Dans son rapport « Charges et produits » publié la semaine dernière, l’assurance-maladie a glissé une proposition qui tient en moins d’une phrase dans un document de 300 pages : favoriser le réemploi des produits de santé. Une mesure qui suscite beaucoup de questions et de prudence, comme le souligne Philippe Besset, président de la Fédération des syndicats pharmaceutiques de France (FSPF).
À l’occasion de la présentation du rapport « Charges et produits » lors d’un café Nile hier soir, Philippe Besset a interrogé l’assurance-maladie sur une proposition « décoiffante » qu’il a repérée dans ce rapport très dense. En effet, dans le volet écologie du document qui, chaque année, préfigure le projet de loi de financement de la Sécurité sociale (PLFSS) discuté à l’automne, le président de la FSPF a débusqué une mesure visant à « réutiliser des médicaments non utilisés pour éviter le gaspillage ».

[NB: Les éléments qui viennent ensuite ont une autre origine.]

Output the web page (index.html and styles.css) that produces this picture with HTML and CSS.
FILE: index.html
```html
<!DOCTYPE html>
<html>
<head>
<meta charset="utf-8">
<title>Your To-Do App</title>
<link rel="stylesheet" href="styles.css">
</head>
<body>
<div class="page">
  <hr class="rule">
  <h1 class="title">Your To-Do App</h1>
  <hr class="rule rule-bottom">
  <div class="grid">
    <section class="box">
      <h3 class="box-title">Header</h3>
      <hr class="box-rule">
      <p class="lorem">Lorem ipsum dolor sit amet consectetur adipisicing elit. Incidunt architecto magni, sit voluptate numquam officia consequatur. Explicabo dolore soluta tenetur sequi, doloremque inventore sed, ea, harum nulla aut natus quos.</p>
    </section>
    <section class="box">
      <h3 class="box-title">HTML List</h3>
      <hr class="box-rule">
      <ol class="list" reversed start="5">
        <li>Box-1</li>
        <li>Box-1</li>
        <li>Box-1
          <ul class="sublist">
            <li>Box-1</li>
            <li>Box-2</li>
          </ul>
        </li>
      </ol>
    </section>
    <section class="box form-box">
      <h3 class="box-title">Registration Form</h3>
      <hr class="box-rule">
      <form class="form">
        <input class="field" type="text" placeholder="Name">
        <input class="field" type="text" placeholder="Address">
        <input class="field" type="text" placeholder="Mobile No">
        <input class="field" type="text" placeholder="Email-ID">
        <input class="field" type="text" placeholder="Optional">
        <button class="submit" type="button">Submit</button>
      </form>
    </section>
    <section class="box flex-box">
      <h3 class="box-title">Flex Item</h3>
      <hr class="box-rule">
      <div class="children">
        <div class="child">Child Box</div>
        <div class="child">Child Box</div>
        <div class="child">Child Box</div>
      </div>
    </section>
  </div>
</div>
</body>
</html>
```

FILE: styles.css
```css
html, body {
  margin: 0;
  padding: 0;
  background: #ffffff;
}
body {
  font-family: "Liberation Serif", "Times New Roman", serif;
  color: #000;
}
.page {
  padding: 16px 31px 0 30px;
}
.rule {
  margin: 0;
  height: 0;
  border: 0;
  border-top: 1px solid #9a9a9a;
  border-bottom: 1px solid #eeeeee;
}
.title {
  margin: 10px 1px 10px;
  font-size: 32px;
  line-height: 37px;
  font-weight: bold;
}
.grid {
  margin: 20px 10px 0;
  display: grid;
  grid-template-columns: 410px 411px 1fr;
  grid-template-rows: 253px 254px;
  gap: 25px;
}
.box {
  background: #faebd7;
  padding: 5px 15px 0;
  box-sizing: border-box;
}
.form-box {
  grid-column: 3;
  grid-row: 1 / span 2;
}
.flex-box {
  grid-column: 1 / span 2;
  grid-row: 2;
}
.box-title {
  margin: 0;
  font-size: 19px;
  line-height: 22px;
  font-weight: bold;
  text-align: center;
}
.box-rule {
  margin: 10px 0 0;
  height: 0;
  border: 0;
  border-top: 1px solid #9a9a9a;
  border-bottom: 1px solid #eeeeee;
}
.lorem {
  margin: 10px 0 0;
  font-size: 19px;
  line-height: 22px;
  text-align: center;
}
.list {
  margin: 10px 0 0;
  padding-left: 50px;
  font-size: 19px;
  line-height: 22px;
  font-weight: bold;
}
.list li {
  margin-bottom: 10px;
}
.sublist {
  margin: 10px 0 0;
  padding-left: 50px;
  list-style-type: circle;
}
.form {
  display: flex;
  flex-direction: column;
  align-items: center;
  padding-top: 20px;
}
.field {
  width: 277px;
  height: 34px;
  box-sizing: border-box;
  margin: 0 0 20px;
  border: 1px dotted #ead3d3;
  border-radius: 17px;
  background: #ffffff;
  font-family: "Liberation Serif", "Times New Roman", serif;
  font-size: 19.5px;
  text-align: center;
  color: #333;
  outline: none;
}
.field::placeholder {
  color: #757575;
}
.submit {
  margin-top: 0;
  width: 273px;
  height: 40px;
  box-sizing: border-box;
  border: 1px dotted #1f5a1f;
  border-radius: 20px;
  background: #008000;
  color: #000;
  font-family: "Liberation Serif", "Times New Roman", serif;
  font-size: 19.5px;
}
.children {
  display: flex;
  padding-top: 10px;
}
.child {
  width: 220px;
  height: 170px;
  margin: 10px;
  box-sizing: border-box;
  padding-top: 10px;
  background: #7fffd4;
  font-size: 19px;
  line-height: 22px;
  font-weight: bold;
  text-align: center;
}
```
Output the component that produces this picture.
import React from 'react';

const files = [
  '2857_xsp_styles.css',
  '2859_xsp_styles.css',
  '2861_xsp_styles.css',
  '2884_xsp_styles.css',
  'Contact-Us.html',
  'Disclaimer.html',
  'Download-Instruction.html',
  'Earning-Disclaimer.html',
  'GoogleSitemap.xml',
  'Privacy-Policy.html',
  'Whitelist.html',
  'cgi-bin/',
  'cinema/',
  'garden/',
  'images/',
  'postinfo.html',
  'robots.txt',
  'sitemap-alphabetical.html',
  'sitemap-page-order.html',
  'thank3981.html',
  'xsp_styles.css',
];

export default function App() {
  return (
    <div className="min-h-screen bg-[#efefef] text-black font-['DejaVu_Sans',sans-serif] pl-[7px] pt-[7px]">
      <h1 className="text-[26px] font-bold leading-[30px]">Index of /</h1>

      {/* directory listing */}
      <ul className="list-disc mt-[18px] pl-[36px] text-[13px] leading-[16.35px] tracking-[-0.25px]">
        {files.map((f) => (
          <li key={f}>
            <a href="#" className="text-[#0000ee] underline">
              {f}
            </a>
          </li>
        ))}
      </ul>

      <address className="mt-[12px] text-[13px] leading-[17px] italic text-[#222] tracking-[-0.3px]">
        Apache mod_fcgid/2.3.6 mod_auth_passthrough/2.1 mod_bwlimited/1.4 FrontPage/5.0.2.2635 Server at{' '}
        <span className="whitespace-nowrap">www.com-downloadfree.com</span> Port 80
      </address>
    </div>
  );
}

« Cela pose d’énormes questions sur la traçabilité et sur le contrôle de la matière première quand le médicament revient à l’officine pour vérifier qu’il est bien réutilisable pour quelqu’un d’autre », remarque-t-il. Car c’est bien sur l’argument de la perte de contrôle du médicament une fois qu’il est sorti de la chaîne pharmaceutique, et donc sur l’absence de garantie qu’il a été conservé dans de bonnes conditions par exemple, que les médicaments non utilisés (MNU) ont, entre autres, été interdits à une réutilisation en 2009 en France, y compris à des fins humanitaires. Il était donc indispensable de demander des précisions sur cette proposition de l’assurance-maladie. « Pour autant, ajoute Philippe Besset, je suis partant pour travailler sur cette idée, on verra si ça marche ou pas. »
Réponse de Grégoire de Lagasnerie (CNAM) : l’idée est bien d’étudier ce qu’il est possible d’envisager en termes de réemploi des produits de santé et en premier lieu des dispositifs médicaux, sans fermer la porte aux médicaments. « Cela pose un certain nombre de questions en effet, comme la traçabilité et la sérialisation, mais il y a un vrai sujet sur le fait de vider les armoires à pharmacie des assurés et d’essayer de remettre dans le circuit certains dispositifs médicaux ou médicaments qui seraient vendus à un prix différent. C’est tout un circuit à inventer. » À ce stade, il est nécessaire de travailler l'idée et de débattre avec toutes les parties prenantes. Grégoire de Lagasnerie préconise de se focaliser en premier lieu sur quelques dispositifs médicaux qui semblent « les plus justifiés », et travailler sur les médicaments « sur du moyen terme parce qu’il y aura des évolutions réglementaires, législatives, voire européennes ».
Cette question de la réutilisation des dispositifs médicaux a été soulevée par Novo Nordisk avec la mise en place de sa filière expérimentale de recyclage des stylos injecteurs Returpen en fin d’année dernière. Il a bénéficié de l’aide des services interministériels France Expérimentation pour pouvoir déroger à l’obligation française de la destruction systématique par incinération de tout MNU. À ce jour, 85 % de chacun de ses stylos sont recyclés en chaise ou en globe de lampe… mais pas en nouveau stylo injecteur. « Le décret qui porte la dérogation et permet cette expérimentation exclut l’utilisation de la matière recyclée pour la fabrication de médicaments ou de dispositifs médicaux. Au regard des résultats de l’expérimentation, il n’est pas exclu que cela évolue », indiquait alors l’un des responsables du programme France Expérimentation.